- TASK REQUIREMENTS -
Repeat every line exactly, keeping the pictures out of the copy.

* begin *

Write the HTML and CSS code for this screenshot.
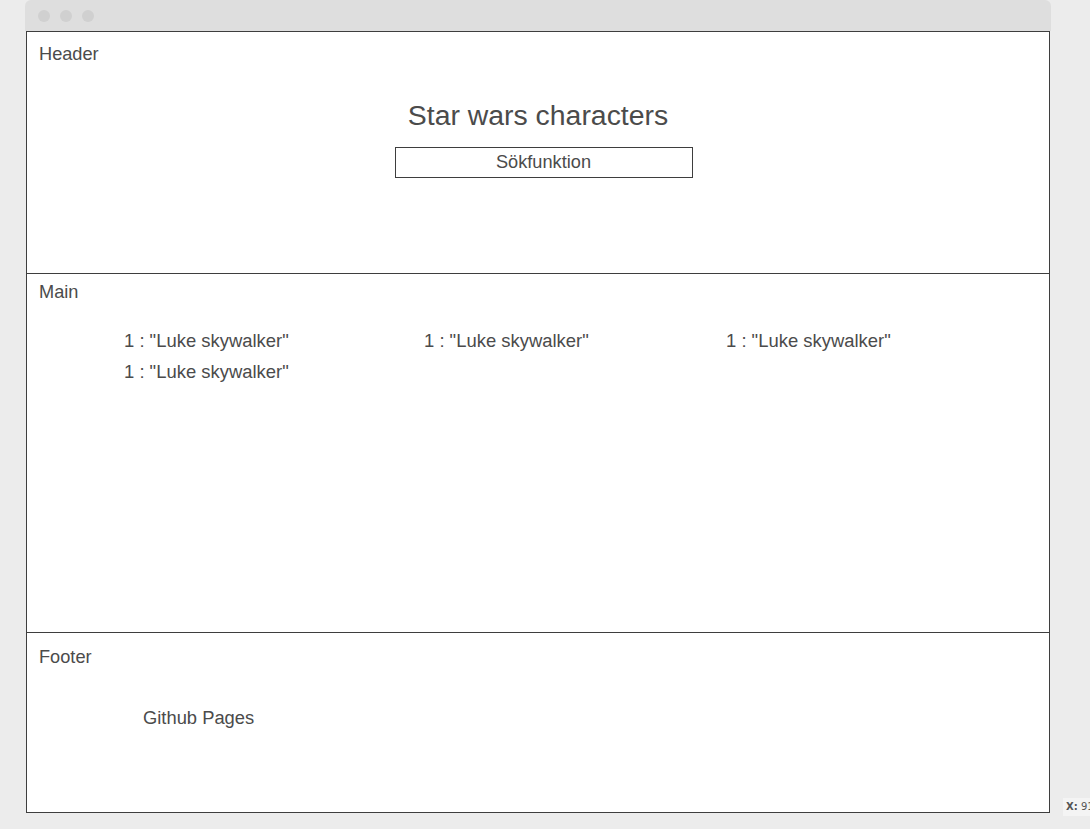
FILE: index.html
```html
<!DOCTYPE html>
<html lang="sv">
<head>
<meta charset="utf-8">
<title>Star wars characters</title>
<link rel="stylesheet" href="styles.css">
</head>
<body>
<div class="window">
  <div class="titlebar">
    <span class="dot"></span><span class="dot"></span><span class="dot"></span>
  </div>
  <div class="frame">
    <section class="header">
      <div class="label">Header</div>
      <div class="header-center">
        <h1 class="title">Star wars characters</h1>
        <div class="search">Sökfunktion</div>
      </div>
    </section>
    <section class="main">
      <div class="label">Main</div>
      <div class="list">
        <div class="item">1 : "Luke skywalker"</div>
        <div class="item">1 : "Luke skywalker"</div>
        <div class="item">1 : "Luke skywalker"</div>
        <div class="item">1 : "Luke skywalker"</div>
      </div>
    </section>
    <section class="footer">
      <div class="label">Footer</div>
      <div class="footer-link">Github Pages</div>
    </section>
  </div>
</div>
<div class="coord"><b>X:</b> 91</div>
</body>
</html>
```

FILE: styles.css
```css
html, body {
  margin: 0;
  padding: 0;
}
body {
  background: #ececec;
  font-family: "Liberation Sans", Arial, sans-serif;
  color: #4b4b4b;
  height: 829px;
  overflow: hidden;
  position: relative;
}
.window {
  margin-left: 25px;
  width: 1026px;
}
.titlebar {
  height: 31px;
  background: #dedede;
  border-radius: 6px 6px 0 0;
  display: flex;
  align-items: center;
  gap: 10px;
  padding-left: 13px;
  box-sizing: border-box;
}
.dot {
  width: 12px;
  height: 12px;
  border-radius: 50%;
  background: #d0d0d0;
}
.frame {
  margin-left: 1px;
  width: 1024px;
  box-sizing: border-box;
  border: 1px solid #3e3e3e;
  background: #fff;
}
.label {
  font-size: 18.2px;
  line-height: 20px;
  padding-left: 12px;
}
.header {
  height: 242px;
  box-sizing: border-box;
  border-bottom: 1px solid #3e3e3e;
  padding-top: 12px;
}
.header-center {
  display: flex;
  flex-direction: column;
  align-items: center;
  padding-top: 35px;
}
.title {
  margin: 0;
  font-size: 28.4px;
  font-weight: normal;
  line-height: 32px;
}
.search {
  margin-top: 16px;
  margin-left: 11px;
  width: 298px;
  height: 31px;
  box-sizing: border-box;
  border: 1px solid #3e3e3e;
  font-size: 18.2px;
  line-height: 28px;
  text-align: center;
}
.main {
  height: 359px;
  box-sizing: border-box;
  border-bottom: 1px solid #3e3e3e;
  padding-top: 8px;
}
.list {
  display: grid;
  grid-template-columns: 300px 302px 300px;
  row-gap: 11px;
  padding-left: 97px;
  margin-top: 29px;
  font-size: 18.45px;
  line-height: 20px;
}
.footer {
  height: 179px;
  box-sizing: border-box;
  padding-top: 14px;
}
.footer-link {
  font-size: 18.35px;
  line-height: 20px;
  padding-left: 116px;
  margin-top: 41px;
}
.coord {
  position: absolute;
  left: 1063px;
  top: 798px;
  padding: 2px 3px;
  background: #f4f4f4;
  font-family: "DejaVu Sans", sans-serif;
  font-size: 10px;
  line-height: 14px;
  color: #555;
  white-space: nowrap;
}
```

* end *

- FULL ANSWER -
Write the HTML and CSS code for this screenshot.
FILE: index.html
```html
<!DOCTYPE html>
<html lang="sv">
<head>
<meta charset="utf-8">
<title>Star wars characters</title>
<link rel="stylesheet" href="styles.css">
</head>
<body>
<div class="window">
  <div class="titlebar">
    <span class="dot"></span><span class="dot"></span><span class="dot"></span>
  </div>
  <div class="frame">
    <section class="header">
      <div class="label">Header</div>
      <div class="header-center">
        <h1 class="title">Star wars characters</h1>
        <div class="search">Sökfunktion</div>
      </div>
    </section>
    <section class="main">
      <div class="label">Main</div>
      <div class="list">
        <div class="item">1 : "Luke skywalker"</div>
        <div class="item">1 : "Luke skywalker"</div>
        <div class="item">1 : "Luke skywalker"</div>
        <div class="item">1 : "Luke skywalker"</div>
      </div>
    </section>
    <section class="footer">
      <div class="label">Footer</div>
      <div class="footer-link">Github Pages</div>
    </section>
  </div>
</div>
<div class="coord"><b>X:</b> 91</div>
</body>
</html>
```

FILE: styles.css
```css
html, body {
  margin: 0;
  padding: 0;
}
body {
  background: #ececec;
  font-family: "Liberation Sans", Arial, sans-serif;
  color: #4b4b4b;
  height: 829px;
  overflow: hidden;
  position: relative;
}
.window {
  margin-left: 25px;
  width: 1026px;
}
.titlebar {
  height: 31px;
  background: #dedede;
  border-radius: 6px 6px 0 0;
  display: flex;
  align-items: center;
  gap: 10px;
  padding-left: 13px;
  box-sizing: border-box;
}
.dot {
  width: 12px;
  height: 12px;
  border-radius: 50%;
  background: #d0d0d0;
}
.frame {
  margin-left: 1px;
  width: 1024px;
  box-sizing: border-box;
  border: 1px solid #3e3e3e;
  background: #fff;
}
.label {
  font-size: 18.2px;
  line-height: 20px;
  padding-left: 12px;
}
.header {
  height: 242px;
  box-sizing: border-box;
  border-bottom: 1px solid #3e3e3e;
  padding-top: 12px;
}
.header-center {
  display: flex;
  flex-direction: column;
  align-items: center;
  padding-top: 35px;
}
.title {
  margin: 0;
  font-size: 28.4px;
  font-weight: normal;
  line-height: 32px;
}
.search {
  margin-top: 16px;
  margin-left: 11px;
  width: 298px;
  height: 31px;
  box-sizing: border-box;
  border: 1px solid #3e3e3e;
  font-size: 18.2px;
  line-height: 28px;
  text-align: center;
}
.main {
  height: 359px;
  box-sizing: border-box;
  border-bottom: 1px solid #3e3e3e;
  padding-top: 8px;
}
.list {
  display: grid;
  grid-template-columns: 300px 302px 300px;
  row-gap: 11px;
  padding-left: 97px;
  margin-top: 29px;
  font-size: 18.45px;
  line-height: 20px;
}
.footer {
  height: 179px;
  box-sizing: border-box;
  padding-top: 14px;
}
.footer-link {
  font-size: 18.35px;
  line-height: 20px;
  padding-left: 116px;
  margin-top: 41px;
}
.coord {
  position: absolute;
  left: 1063px;
  top: 798px;
  padding: 2px 3px;
  background: #f4f4f4;
  font-family: "DejaVu Sans", sans-serif;
  font-size: 10px;
  line-height: 14px;
  color: #555;
  white-space: nowrap;
}
```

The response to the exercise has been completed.